Already in mid 1920s Johannissyan is overtly charged for nationalism; in 1937 he is sentenced with the same charge and exiled. He survives his exile, and still throughout the exile, in Stalin’s lifetime, persists on the historical approach characteristic of his scholarship as well as on his views of national-communism as much as possible. This amounted to a local resistance against the Stalinist system of politically sanctioning the Russian imperial domination from above through a communist rhetoric. Johannissyan’s conception of the future-oriented international revolutionary project driven from local needs already belonged to the past, but through Johannissyan himself it continued its embodied existence in the present. As a result, owing to Johannissyan and his scholarly practice, the project with an ambition to build a future in the present has acquired a mnemonic dimension and a historical body.

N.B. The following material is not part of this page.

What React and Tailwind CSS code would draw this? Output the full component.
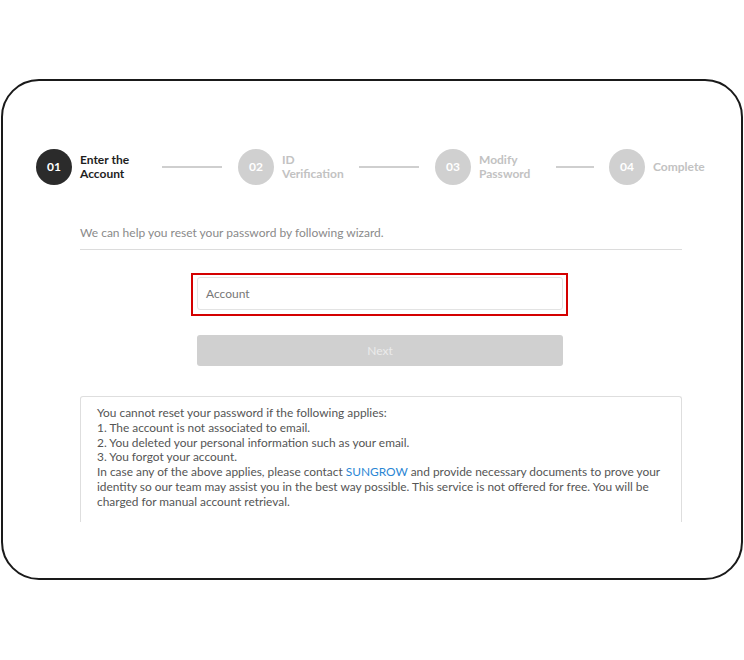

But this body was already punctured by a life marked with complex and perilous contradictions, and it both carried and presented their full force as a being that becomes what it is through those very contradictions. Johannissyan is an author who is formed through contradictions, and it is here that the active, practical character of his entire figure is revealed. He was someone who always thought of himself as an active subject of his people’s history, one who studies and reveals the complex contradictions between a small and oppressed people’s reality and its desires. He conceives of these contradictions as both productive and destructive forces that are formative for the history itself. This way, Johannissyan opened paths towards the complexities of confronting the present historically, and this is what makes him our contemporary.